Bao Xu is a fictional character in Water Margin, one of the Four Great Classical Novels in Chinese literature. Nicknamed "God of Death", he ranks 60th among the 108 Stars of Destiny and 24th among the 72 Earthly Fiends.

Background
Bao Xu is ugly-looking with a face shaped and coloured like the bottom of a wok, fierce bulging eyes and lips like those of a wolf. His voice is thunderous and terrifying. Bao, a skilled fighter who uses a broad-bladed sword, is nicknamed "God of Death" as he likes to kill and plunder. He leads a bandit gang on Mount Deadwood () in Kouzhou (寇州; believed to be present-day Guan County, Shandong).

Joining Liangshan
The imperial military officers Shan Tinggui and Wei Dingguo capture Liangshan's Xuan Zan and Hao Siwen at Lingzhou (凌州; present-day Ling County, Shandong), who have come with Guan Sheng to head them off before they set out on the mission to exterminate their stronghold by order of the Song court. Shan and Wei send the two captives to the imperial capital Dongjing (東京; present-day Kaifeng, Henan) for punishment.
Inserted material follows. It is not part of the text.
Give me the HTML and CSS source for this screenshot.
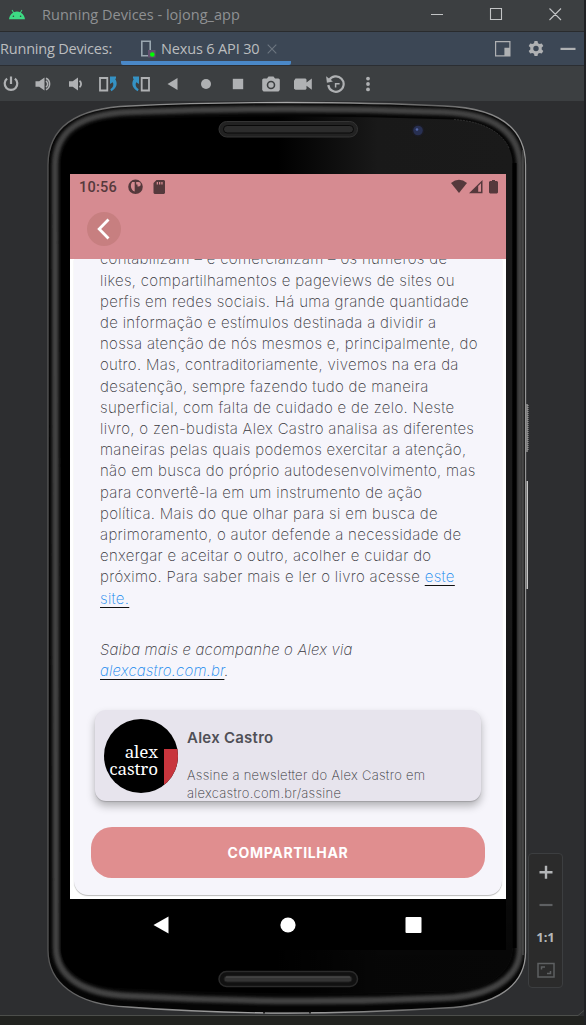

Meanwhile, Li Kui has secretly left for Lingzhou after Song Jiang forbade him from being part of Guan Sheng's expedition. He gets into a fight with Jiao Ting on the way after accusing the other of staring at him. Jiao, who is a skilled wrestler, easily floors him twice. However, he is glad to learn that the dark fellow is Li Kui. Jiao, who is heading to Mount Deadwood to join Bao Xu's band, invites Li to go with him, suggesting that they could work out something with Bao about Lingzhou.

At Mount Deadwood, Bao Xu welcomes Li's invitation to join Liangshan. Just then the troops escorting Xuan Zan and Hao Siwen come past the hill and are set upon by Bao and his men. After rescuing the two, Li Kui leads an attack on a gate of Lingzhou, breaking into it, when Wei Dingguo is battling with Guan Sheng outside the city. Earlier, Guan has captured and won over Shan Tinggui. After Wei also surrendered, Guan takes the group, including Bao Xu, back to Liangshan.

Campaigns and death
Bao Xu is appointed as one of the leaders of the Liangshan infantry after the 108 Stars of Destiny came together in what is called the Grand Assembly. He participates in the campaigns against the Liao invaders and rebel forces in Song territory following amnesty from Emperor Huizong for Liangshan.

In the battle of Hangzhou in the campaign against Fang La, Bao Xu and Li Kui are assigned to attack the city's north gate. After slaying the enemy officer Lian Ming, Bao Xu charges into the city where he finds himself surrounded by hiding troops. He is sliced in two by the enemy general Shi Bao.